Return all of the data exactly, with nothing left out but the pictures.

━━━━━━━━━━━━━━━━━━━━

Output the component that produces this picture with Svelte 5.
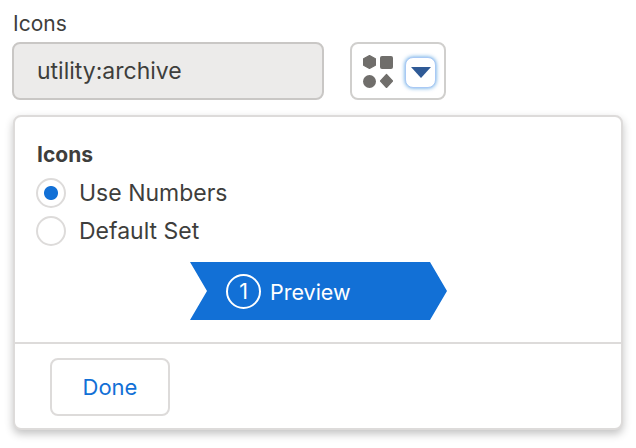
<script>
    let iconSet = "numbers";
</script>

<div class="page">
    <div class="label">Icons</div>
    <div class="row">
        <div class="input">utility:archive</div>
        <div class="picker">
            <svg width="30" height="33" viewBox="0 0 30 33">
                <path d="M6.5 0.6 L12.4 3.8 V10.2 L6.5 13.4 L0.6 10.2 V3.8 Z" fill="#706e6b" stroke="#706e6b" stroke-width="1.2" stroke-linejoin="round" />
                <rect x="17" y="1" width="13" height="13" rx="2" fill="#706e6b" />
                <circle cx="6.5" cy="26.5" r="6.5" fill="#706e6b" />
                <path d="M23.5 19.5 L29.5 26 L23.5 32.5 L17.5 26 Z" fill="#706e6b" stroke="#706e6b" stroke-width="1.2" stroke-linejoin="round" />
            </svg>
            <div class="drop">
                <svg width="20" height="11" viewBox="0 0 20 11"><path d="M0 0 H20 L10 11 Z" fill="#2f5a96" /></svg>
            </div>
        </div>
    </div>

    <div class="popover">
        <div class="body">
            <div class="title">Icons</div>
            <label class="radio">
                <input type="radio" bind:group={iconSet} value="numbers" />
                <span class="dot"></span>
                <span>Use Numbers</span>
            </label>
            <label class="radio">
                <input type="radio" bind:group={iconSet} value="default" />
                <span class="dot"></span>
                <span>Default Set</span>
            </label>
            <div class="chevron">
                <span class="num">1</span>
                <span class="step">Preview</span>
            </div>
        </div>
        <div class="foot">
            <button class="done">Done</button>
        </div>
    </div>
</div>

<style>
    :global(body) {
        background: #fff;
    }
    .page {
        width: 636px;
        height: 448px;
        box-sizing: border-box;
        padding: 12px 13px 0 12px;
        overflow: hidden;
        font-family: Inter, "Noto Sans", sans-serif;
        color: #3e3e3c;
    }
    .label {
        font-size: 21px;
        line-height: 24px;
        margin-left: 1px;
        margin-bottom: 6px;
    }
    .row {
        display: flex;
        gap: 26px;
        height: 58px;
    }
    .input {
        width: 312px;
        box-sizing: border-box;
        display: flex;
        align-items: center;
        padding-left: 23px;
        font-size: 23px;
        background: #ecebea;
        border: 2px solid #c9c7c5;
        border-radius: 8px;
    }
    .picker {
        width: 96px;
        box-sizing: border-box;
        display: flex;
        align-items: center;
        padding-left: 11px;
        gap: 12px;
        border: 2px solid #d0cfcd;
        border-radius: 8px;
    }
    .drop {
        width: 31px;
        height: 31px;
        margin-top: 3px;
        box-sizing: border-box;
        display: flex;
        align-items: center;
        justify-content: center;
        background: #fff;
        border: 1px solid #a9c9f5;
        border-radius: 8px;
        box-shadow: 0 0 4px #0070d2aa;
    }
    .popover {
        margin: 15px 0 0 1px;
        width: 610px;
        height: 315px;
        box-sizing: border-box;
        display: flex;
        flex-direction: column;
        background: #fff;
        border: 2px solid #dddbda;
        border-radius: 8px;
        box-shadow: 0 4px 8px rgba(0, 0, 0, 0.24);
    }
    .body {
        flex: 1;
        padding: 24px 21px 0;
    }
    .title {
        font-size: 21px;
        font-weight: 700;
        line-height: 28px;
        margin: 0 0 5px 1px;
    }
    .radio {
        display: flex;
        align-items: center;
        gap: 13px;
        height: 38px;
        font-size: 23px;
    }
    .radio input {
        display: none;
    }
    .dot {
        width: 30px;
        height: 30px;
        box-sizing: border-box;
        border: 2px solid #dddbda;
        border-radius: 50%;
        background: #fff;
    }
    .radio input:checked + .dot {
        background: radial-gradient(circle, #1270d6 6.5px, #fff 7.5px);
    }
    .chevron {
        margin: 12px 0 0 154px;
        width: 257px;
        height: 58px;
        box-sizing: border-box;
        display: flex;
        align-items: center;
        gap: 9px;
        padding-left: 36px;
        font-size: 21.5px;
        color: #fff;
        background: #1270d6;
        clip-path: polygon(0 0, 240px 0, 100% 50%, 240px 100%, 0 100%, 17px 50%);
    }
    .step {
        padding-top: 1px;
    }
    .num {
        width: 35px;
        height: 35px;
        box-sizing: border-box;
        display: flex;
        align-items: center;
        justify-content: center;
        border: 2px solid #fff;
        border-radius: 50%;
    }
    .foot {
        height: 86px;
        box-sizing: border-box;
        border-top: 2px solid #dddbda;
        padding: 14px 0 0 35px;
    }
    .done {
        width: 120px;
        height: 58px;
        font-family: inherit;
        font-size: 22px;
        color: #1270d6;
        background: #fff;
        border: 2px solid #dddbda;
        border-radius: 8px;
    }
</style>
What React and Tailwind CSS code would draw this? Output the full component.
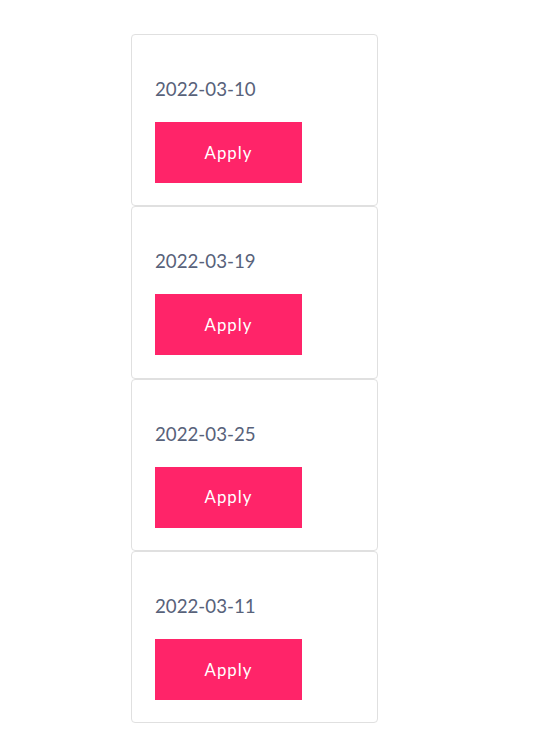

━━━━━━━━━━━━━━━━━━━━

▶ [RESULT]:
Output the component that produces this picture with Svelte 5.
<script>
    let iconSet = "numbers";
</script>

<div class="page">
    <div class="label">Icons</div>
    <div class="row">
        <div class="input">utility:archive</div>
        <div class="picker">
            <svg width="30" height="33" viewBox="0 0 30 33">
                <path d="M6.5 0.6 L12.4 3.8 V10.2 L6.5 13.4 L0.6 10.2 V3.8 Z" fill="#706e6b" stroke="#706e6b" stroke-width="1.2" stroke-linejoin="round" />
                <rect x="17" y="1" width="13" height="13" rx="2" fill="#706e6b" />
                <circle cx="6.5" cy="26.5" r="6.5" fill="#706e6b" />
                <path d="M23.5 19.5 L29.5 26 L23.5 32.5 L17.5 26 Z" fill="#706e6b" stroke="#706e6b" stroke-width="1.2" stroke-linejoin="round" />
            </svg>
            <div class="drop">
                <svg width="20" height="11" viewBox="0 0 20 11"><path d="M0 0 H20 L10 11 Z" fill="#2f5a96" /></svg>
            </div>
        </div>
    </div>

    <div class="popover">
        <div class="body">
            <div class="title">Icons</div>
            <label class="radio">
                <input type="radio" bind:group={iconSet} value="numbers" />
                <span class="dot"></span>
                <span>Use Numbers</span>
            </label>
            <label class="radio">
                <input type="radio" bind:group={iconSet} value="default" />
                <span class="dot"></span>
                <span>Default Set</span>
            </label>
            <div class="chevron">
                <span class="num">1</span>
                <span class="step">Preview</span>
            </div>
        </div>
        <div class="foot">
            <button class="done">Done</button>
        </div>
    </div>
</div>

<style>
    :global(body) {
        background: #fff;
    }
    .page {
        width: 636px;
        height: 448px;
        box-sizing: border-box;
        padding: 12px 13px 0 12px;
        overflow: hidden;
        font-family: Inter, "Noto Sans", sans-serif;
        color: #3e3e3c;
    }
    .label {
        font-size: 21px;
        line-height: 24px;
        margin-left: 1px;
        margin-bottom: 6px;
    }
    .row {
        display: flex;
        gap: 26px;
        height: 58px;
    }
    .input {
        width: 312px;
        box-sizing: border-box;
        display: flex;
        align-items: center;
        padding-left: 23px;
        font-size: 23px;
        background: #ecebea;
        border: 2px solid #c9c7c5;
        border-radius: 8px;
    }
    .picker {
        width: 96px;
        box-sizing: border-box;
        display: flex;
        align-items: center;
        padding-left: 11px;
        gap: 12px;
        border: 2px solid #d0cfcd;
        border-radius: 8px;
    }
    .drop {
        width: 31px;
        height: 31px;
        margin-top: 3px;
        box-sizing: border-box;
        display: flex;
        align-items: center;
        justify-content: center;
        background: #fff;
        border: 1px solid #a9c9f5;
        border-radius: 8px;
        box-shadow: 0 0 4px #0070d2aa;
    }
    .popover {
        margin: 15px 0 0 1px;
        width: 610px;
        height: 315px;
        box-sizing: border-box;
        display: flex;
        flex-direction: column;
        background: #fff;
        border: 2px solid #dddbda;
        border-radius: 8px;
        box-shadow: 0 4px 8px rgba(0, 0, 0, 0.24);
    }
    .body {
        flex: 1;
        padding: 24px 21px 0;
    }
    .title {
        font-size: 21px;
        font-weight: 700;
        line-height: 28px;
        margin: 0 0 5px 1px;
    }
    .radio {
        display: flex;
        align-items: center;
        gap: 13px;
        height: 38px;
        font-size: 23px;
    }
    .radio input {
        display: none;
    }
    .dot {
        width: 30px;
        height: 30px;
        box-sizing: border-box;
        border: 2px solid #dddbda;
        border-radius: 50%;
        background: #fff;
    }
    .radio input:checked + .dot {
        background: radial-gradient(circle, #1270d6 6.5px, #fff 7.5px);
    }
    .chevron {
        margin: 12px 0 0 154px;
        width: 257px;
        height: 58px;
        box-sizing: border-box;
        display: flex;
        align-items: center;
        gap: 9px;
        padding-left: 36px;
        font-size: 21.5px;
        color: #fff;
        background: #1270d6;
        clip-path: polygon(0 0, 240px 0, 100% 50%, 240px 100%, 0 100%, 17px 50%);
    }
    .step {
        padding-top: 1px;
    }
    .num {
        width: 35px;
        height: 35px;
        box-sizing: border-box;
        display: flex;
        align-items: center;
        justify-content: center;
        border: 2px solid #fff;
        border-radius: 50%;
    }
    .foot {
        height: 86px;
        box-sizing: border-box;
        border-top: 2px solid #dddbda;
        padding: 14px 0 0 35px;
    }
    .done {
        width: 120px;
        height: 58px;
        font-family: inherit;
        font-size: 22px;
        color: #1270d6;
        background: #fff;
        border: 2px solid #dddbda;
        border-radius: 8px;
    }
</style>
What React and Tailwind CSS code would draw this? Output the full component.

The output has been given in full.